Work required: Repeat the full listing below verbatim and keep the images out.

··· Recorded information ···

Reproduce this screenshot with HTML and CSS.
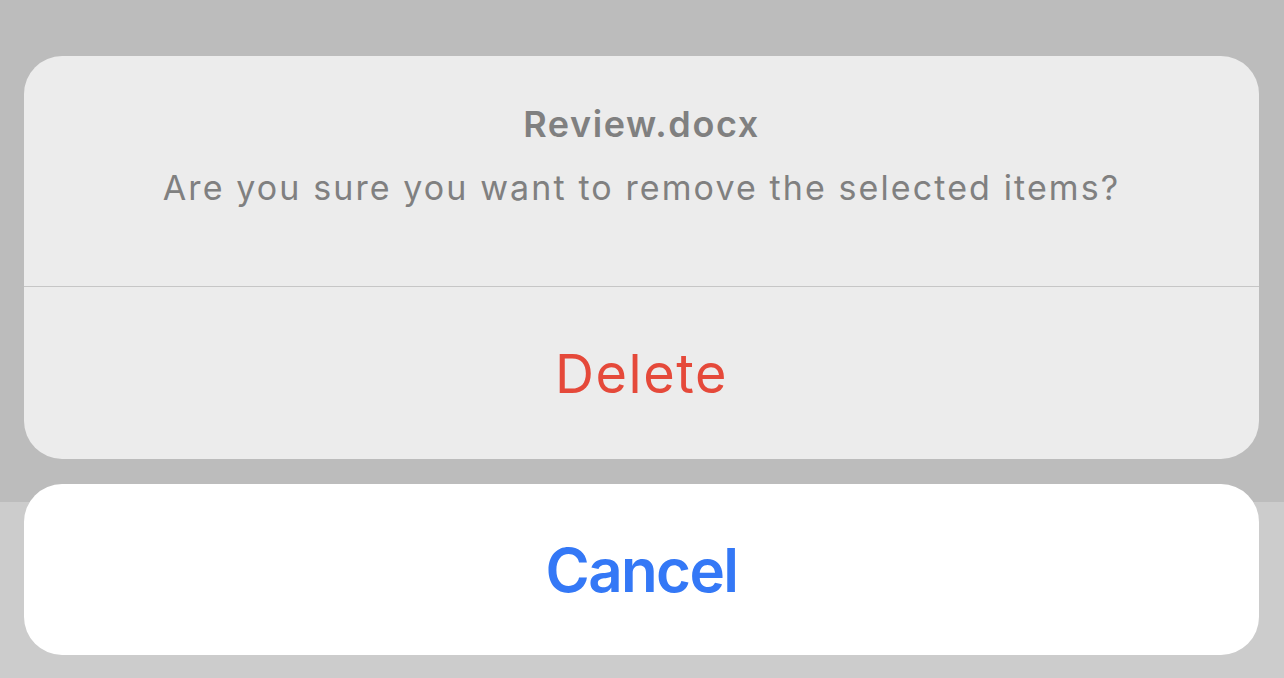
FILE: index.html
```html
<!DOCTYPE html>
<html lang="en">
<head>
<meta charset="utf-8">
<title>Action sheet</title>
<link rel="stylesheet" href="styles.css">
</head>
<body>
<div class="screen">
  <div class="sheet">
    <div class="group">
      <div class="header">
        <div class="title">Review.docx</div>
        <div class="message">Are you sure you want to remove the selected items?</div>
      </div>
      <button class="action destructive">Delete</button>
    </div>
    <button class="cancel">Cancel</button>
  </div>
</div>
</body>
</html>
```
FILE: styles.css
```css
html, body {
  margin: 0;
  padding: 0;
}
body {
  width: 1284px;
  height: 678px;
  overflow: hidden;
  font-family: Inter, Roboto, "Liberation Sans", sans-serif;
}
.screen {
  height: 678px;
  box-sizing: border-box;
  padding: 56px 25px 0 24px;
  background: linear-gradient(to bottom, #bcbcbc 0, #bcbcbc 502px, #cccccc 502px, #cccccc 100%);
}
.sheet {
  display: flex;
  flex-direction: column;
  gap: 25px;
}
.group {
  background: #ececec;
  border-radius: 38px;
  overflow: hidden;
  display: flex;
  flex-direction: column;
}
.header {
  height: 231px;
  box-sizing: border-box;
  border-bottom: 1px solid #c6c6c6;
  display: flex;
  flex-direction: column;
  align-items: center;
  padding-top: 100px;
}
.title {
  font-size: 36px;
  font-weight: 600;
  color: #808080;
  line-height: 40px;
  margin-top: -52px;
  letter-spacing: 1.6px;
}
.message {
  font-size: 34px;
  color: #808080;
  line-height: 40px;
  margin-top: 24px;
  letter-spacing: 2.1px;
}
.action, .cancel {
  border: 0;
  padding: 0;
  margin: 0;
  font-family: inherit;
  display: flex;
  align-items: center;
  justify-content: center;
  width: 100%;
}
.action {
  height: 172px;
  background: transparent;
  font-size: 54px;
  color: #e5493a;
  letter-spacing: 1.6px;
}
.cancel {
  height: 171px;
  background: #ffffff;
  border-radius: 38px;
  font-size: 60px;
  font-weight: 600;
  color: #3478f6;
  letter-spacing: -1.6px;
}
```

···

Response to the exercise:
Reproduce this screenshot with HTML and CSS.
FILE: index.html
```html
<!DOCTYPE html>
<html lang="en">
<head>
<meta charset="utf-8">
<title>Action sheet</title>
<link rel="stylesheet" href="styles.css">
</head>
<body>
<div class="screen">
  <div class="sheet">
    <div class="group">
      <div class="header">
        <div class="title">Review.docx</div>
        <div class="message">Are you sure you want to remove the selected items?</div>
      </div>
      <button class="action destructive">Delete</button>
    </div>
    <button class="cancel">Cancel</button>
  </div>
</div>
</body>
</html>
```
FILE: styles.css
```css
html, body {
  margin: 0;
  padding: 0;
}
body {
  width: 1284px;
  height: 678px;
  overflow: hidden;
  font-family: Inter, Roboto, "Liberation Sans", sans-serif;
}
.screen {
  height: 678px;
  box-sizing: border-box;
  padding: 56px 25px 0 24px;
  background: linear-gradient(to bottom, #bcbcbc 0, #bcbcbc 502px, #cccccc 502px, #cccccc 100%);
}
.sheet {
  display: flex;
  flex-direction: column;
  gap: 25px;
}
.group {
  background: #ececec;
  border-radius: 38px;
  overflow: hidden;
  display: flex;
  flex-direction: column;
}
.header {
  height: 231px;
  box-sizing: border-box;
  border-bottom: 1px solid #c6c6c6;
  display: flex;
  flex-direction: column;
  align-items: center;
  padding-top: 100px;
}
.title {
  font-size: 36px;
  font-weight: 600;
  color: #808080;
  line-height: 40px;
  margin-top: -52px;
  letter-spacing: 1.6px;
}
.message {
  font-size: 34px;
  color: #808080;
  line-height: 40px;
  margin-top: 24px;
  letter-spacing: 2.1px;
}
.action, .cancel {
  border: 0;
  padding: 0;
  margin: 0;
  font-family: inherit;
  display: flex;
  align-items: center;
  justify-content: center;
  width: 100%;
}
.action {
  height: 172px;
  background: transparent;
  font-size: 54px;
  color: #e5493a;
  letter-spacing: 1.6px;
}
.cancel {
  height: 171px;
  background: #ffffff;
  border-radius: 38px;
  font-size: 60px;
  font-weight: 600;
  color: #3478f6;
  letter-spacing: -1.6px;
}
```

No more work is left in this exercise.